• [Direction]: Select every line containing the word "this" from the material, and copy those lines.

• [Supplied records]:

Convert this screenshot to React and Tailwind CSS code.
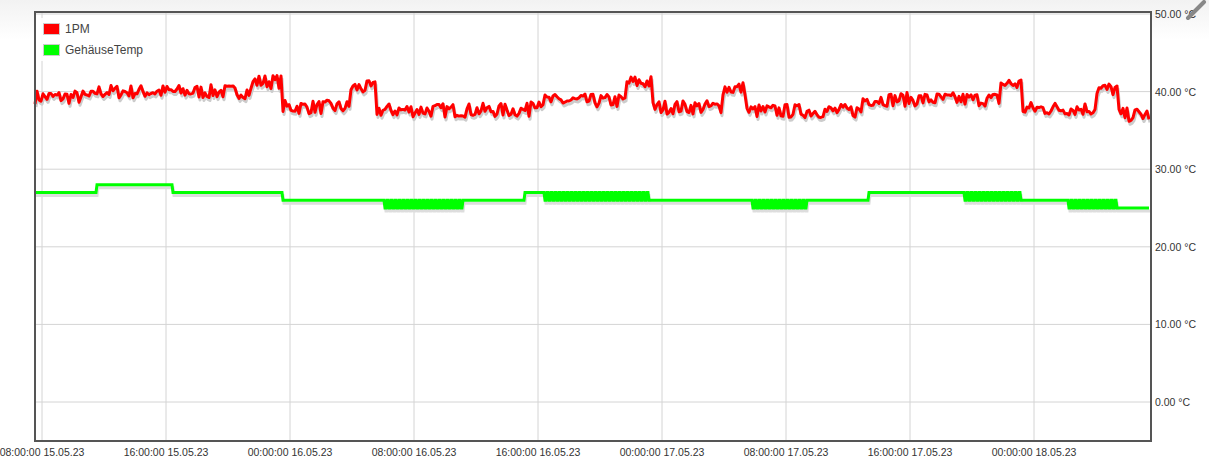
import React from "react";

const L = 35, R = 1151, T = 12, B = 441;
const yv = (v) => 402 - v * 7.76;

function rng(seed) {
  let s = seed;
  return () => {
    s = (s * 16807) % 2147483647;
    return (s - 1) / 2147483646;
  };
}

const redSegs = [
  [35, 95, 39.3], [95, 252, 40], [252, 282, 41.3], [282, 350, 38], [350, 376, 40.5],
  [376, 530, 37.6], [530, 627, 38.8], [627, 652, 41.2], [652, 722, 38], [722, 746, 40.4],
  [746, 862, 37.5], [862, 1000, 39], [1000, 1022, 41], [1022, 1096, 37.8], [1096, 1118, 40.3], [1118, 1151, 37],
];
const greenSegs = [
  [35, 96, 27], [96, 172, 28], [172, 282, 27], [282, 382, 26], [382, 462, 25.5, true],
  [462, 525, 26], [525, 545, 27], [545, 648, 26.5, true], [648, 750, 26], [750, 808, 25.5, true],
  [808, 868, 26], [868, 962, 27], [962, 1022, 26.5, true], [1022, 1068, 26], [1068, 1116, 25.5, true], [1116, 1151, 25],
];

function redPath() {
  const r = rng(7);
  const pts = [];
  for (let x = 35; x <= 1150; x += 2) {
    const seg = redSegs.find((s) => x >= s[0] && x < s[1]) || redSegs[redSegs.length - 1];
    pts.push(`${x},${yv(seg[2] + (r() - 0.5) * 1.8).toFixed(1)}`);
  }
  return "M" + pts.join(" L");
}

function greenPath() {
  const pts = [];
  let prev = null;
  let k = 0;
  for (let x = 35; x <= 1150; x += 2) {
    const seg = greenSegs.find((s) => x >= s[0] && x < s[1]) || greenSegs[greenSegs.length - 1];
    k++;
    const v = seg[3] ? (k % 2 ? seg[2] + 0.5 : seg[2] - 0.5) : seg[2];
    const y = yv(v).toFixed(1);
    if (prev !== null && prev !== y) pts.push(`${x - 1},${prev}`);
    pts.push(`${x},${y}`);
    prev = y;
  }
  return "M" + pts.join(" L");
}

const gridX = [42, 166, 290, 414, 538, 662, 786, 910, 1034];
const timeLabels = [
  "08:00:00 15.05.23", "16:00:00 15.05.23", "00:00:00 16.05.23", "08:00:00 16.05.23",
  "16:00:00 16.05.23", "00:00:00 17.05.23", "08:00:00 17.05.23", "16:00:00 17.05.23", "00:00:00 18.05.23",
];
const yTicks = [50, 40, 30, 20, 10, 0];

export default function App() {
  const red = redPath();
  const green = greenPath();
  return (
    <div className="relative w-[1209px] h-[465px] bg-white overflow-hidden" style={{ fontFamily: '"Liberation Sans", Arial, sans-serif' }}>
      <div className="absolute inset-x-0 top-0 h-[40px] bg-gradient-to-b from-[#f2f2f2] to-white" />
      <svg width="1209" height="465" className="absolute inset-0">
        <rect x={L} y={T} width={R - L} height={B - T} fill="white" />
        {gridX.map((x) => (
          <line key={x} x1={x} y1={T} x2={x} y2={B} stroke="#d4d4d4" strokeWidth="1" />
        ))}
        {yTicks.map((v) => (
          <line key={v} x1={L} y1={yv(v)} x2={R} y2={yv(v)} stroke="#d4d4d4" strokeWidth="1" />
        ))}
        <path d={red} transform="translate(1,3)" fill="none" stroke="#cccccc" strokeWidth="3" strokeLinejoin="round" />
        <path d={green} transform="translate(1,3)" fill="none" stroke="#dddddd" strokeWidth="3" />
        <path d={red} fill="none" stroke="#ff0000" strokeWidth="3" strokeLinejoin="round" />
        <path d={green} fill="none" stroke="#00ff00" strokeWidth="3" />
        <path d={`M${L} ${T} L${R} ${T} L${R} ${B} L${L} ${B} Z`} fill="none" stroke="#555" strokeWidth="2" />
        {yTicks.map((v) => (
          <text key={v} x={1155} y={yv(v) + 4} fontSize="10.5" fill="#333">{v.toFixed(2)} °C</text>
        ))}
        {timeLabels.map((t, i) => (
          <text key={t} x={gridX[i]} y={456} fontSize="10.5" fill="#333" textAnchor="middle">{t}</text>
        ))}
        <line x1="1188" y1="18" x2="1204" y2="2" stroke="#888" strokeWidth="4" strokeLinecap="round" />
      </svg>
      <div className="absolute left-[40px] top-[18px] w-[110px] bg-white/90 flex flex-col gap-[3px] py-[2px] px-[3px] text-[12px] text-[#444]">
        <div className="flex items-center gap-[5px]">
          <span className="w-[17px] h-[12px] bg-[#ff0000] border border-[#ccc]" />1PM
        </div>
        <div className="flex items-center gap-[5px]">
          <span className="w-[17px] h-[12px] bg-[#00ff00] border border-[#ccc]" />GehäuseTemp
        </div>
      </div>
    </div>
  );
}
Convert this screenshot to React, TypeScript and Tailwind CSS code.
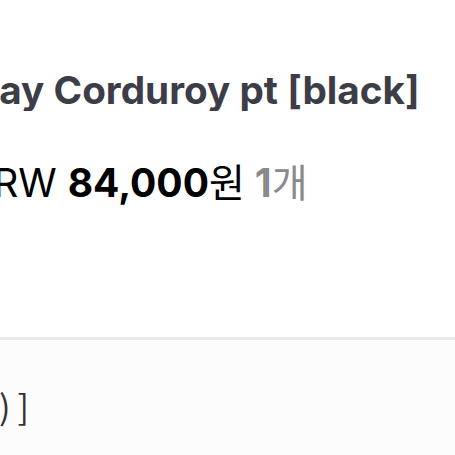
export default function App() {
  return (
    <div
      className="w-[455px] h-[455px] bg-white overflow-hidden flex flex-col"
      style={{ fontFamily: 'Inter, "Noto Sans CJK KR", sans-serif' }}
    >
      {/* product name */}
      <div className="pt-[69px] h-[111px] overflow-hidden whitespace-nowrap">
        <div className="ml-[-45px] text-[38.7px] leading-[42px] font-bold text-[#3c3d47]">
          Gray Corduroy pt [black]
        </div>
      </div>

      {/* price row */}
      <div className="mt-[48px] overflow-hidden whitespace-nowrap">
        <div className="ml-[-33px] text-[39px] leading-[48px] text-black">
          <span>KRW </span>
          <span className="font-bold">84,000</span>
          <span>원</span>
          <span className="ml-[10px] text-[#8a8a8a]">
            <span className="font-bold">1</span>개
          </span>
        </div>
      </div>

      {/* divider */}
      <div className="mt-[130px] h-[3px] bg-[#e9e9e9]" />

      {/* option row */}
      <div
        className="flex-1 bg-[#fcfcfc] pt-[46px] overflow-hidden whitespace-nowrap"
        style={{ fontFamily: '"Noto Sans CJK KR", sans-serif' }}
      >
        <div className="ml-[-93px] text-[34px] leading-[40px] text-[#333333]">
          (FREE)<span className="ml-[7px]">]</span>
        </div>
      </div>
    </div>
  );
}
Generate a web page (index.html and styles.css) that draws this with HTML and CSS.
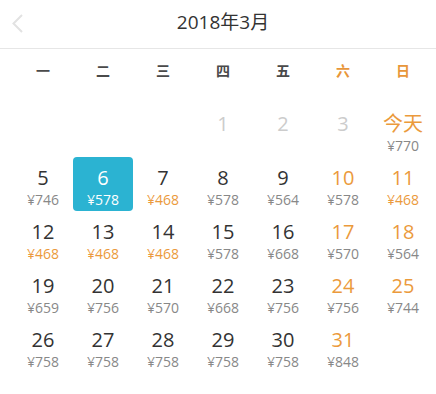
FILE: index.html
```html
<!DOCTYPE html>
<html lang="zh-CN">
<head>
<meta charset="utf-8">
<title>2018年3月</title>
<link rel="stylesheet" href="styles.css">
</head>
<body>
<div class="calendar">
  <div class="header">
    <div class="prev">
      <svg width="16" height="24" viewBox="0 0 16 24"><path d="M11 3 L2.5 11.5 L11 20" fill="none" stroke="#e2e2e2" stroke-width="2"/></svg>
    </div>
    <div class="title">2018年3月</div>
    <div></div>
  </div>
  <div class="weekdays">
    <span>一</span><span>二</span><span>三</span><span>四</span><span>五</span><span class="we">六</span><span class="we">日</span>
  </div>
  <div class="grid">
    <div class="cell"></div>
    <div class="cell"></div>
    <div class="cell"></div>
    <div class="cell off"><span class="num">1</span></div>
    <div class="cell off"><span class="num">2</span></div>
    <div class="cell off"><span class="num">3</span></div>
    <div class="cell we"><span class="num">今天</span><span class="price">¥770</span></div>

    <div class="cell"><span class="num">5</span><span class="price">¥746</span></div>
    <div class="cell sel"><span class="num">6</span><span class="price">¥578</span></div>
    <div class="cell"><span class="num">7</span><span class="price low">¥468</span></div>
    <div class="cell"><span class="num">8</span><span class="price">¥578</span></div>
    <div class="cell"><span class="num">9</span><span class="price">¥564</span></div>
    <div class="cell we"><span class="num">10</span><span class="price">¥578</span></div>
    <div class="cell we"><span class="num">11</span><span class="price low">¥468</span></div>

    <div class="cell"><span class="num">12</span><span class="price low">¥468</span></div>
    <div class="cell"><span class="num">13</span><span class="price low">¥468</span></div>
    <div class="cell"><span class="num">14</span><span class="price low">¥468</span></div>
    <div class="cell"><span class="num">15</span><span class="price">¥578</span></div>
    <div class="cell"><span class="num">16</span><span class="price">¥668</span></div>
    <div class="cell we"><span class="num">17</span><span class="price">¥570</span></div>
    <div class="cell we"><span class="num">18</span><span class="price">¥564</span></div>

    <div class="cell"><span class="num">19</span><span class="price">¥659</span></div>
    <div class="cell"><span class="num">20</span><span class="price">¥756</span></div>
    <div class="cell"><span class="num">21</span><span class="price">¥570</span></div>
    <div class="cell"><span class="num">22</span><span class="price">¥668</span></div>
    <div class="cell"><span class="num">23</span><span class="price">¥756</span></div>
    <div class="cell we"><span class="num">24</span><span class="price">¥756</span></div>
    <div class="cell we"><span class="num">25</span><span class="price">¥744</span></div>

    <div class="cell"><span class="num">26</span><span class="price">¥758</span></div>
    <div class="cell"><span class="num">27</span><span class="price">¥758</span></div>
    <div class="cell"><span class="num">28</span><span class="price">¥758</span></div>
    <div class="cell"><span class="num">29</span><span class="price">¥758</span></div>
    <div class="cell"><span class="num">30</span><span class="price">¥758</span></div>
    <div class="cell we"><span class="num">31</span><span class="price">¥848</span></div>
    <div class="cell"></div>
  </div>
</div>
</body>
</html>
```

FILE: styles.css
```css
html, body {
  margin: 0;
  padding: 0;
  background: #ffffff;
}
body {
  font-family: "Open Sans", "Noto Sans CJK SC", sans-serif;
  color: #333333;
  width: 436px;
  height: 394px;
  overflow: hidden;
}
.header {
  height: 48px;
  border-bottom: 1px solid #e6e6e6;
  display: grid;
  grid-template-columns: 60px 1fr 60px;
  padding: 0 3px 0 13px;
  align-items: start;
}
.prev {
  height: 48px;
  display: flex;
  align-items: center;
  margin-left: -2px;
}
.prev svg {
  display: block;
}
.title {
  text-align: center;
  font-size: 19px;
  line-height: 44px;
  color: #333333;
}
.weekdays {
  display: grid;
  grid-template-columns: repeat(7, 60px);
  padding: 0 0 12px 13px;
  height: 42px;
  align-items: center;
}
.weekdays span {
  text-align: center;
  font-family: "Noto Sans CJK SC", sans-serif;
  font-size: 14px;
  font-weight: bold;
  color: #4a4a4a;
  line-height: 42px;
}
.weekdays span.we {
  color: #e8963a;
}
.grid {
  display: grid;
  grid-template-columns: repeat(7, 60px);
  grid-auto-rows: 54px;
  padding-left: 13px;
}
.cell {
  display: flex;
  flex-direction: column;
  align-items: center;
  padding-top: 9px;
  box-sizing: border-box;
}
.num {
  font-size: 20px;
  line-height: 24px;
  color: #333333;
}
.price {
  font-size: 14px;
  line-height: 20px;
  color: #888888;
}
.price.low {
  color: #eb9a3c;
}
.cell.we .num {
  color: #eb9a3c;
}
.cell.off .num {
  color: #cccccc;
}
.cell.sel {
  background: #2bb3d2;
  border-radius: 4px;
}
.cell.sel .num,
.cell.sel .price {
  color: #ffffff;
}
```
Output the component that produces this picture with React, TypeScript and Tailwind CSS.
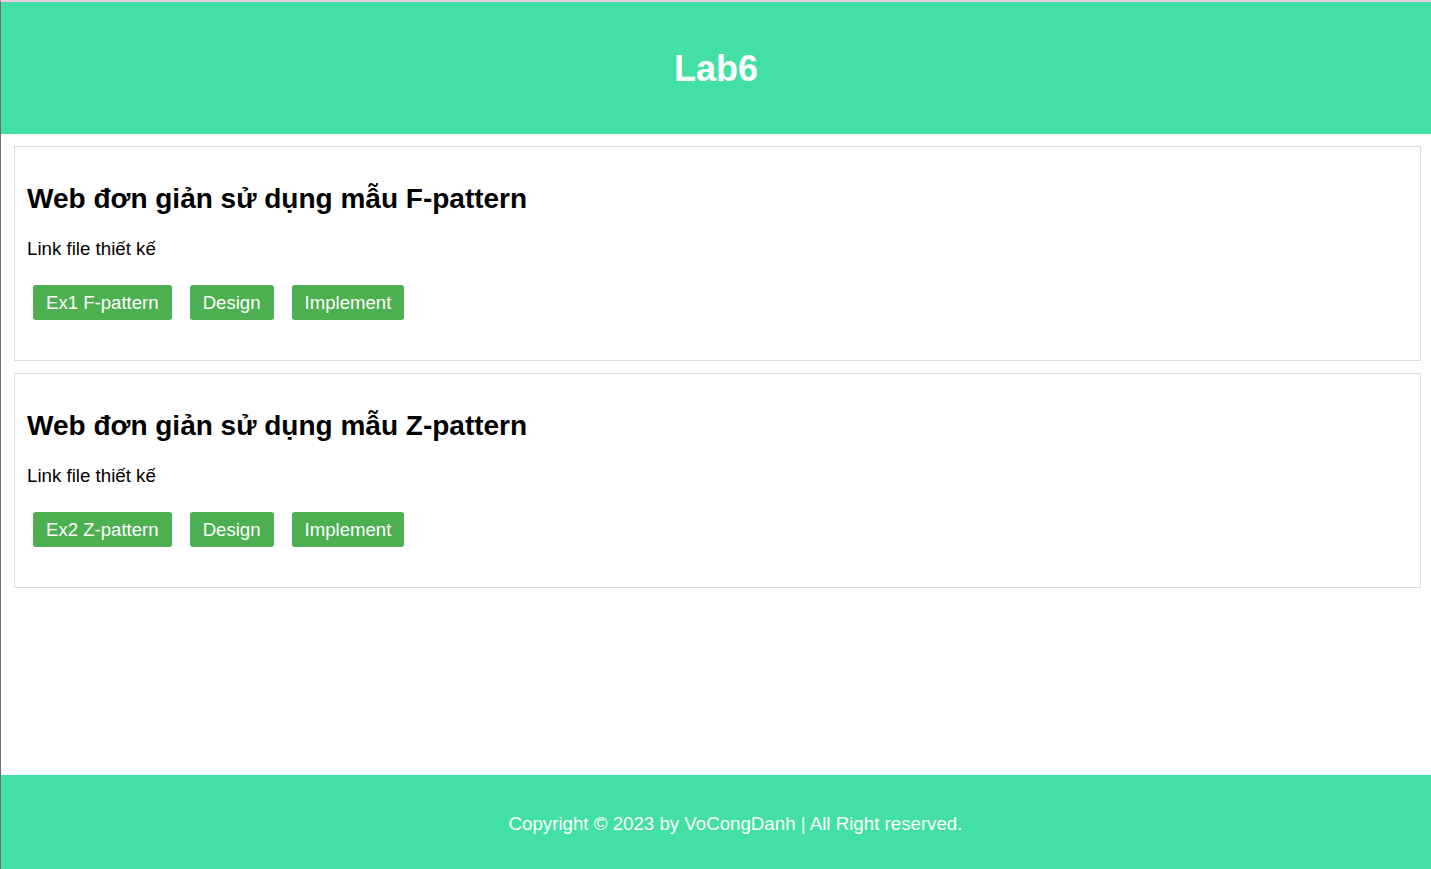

• [Correct answer]:
Convert this screenshot to React and Tailwind CSS code.
Convert this screenshot to React, TypeScript and Tailwind CSS code.
Generate a web page (index.html and styles.css) that draws this with HTML and CSS.
Output the component that produces this picture with React, TypeScript and Tailwind CSS.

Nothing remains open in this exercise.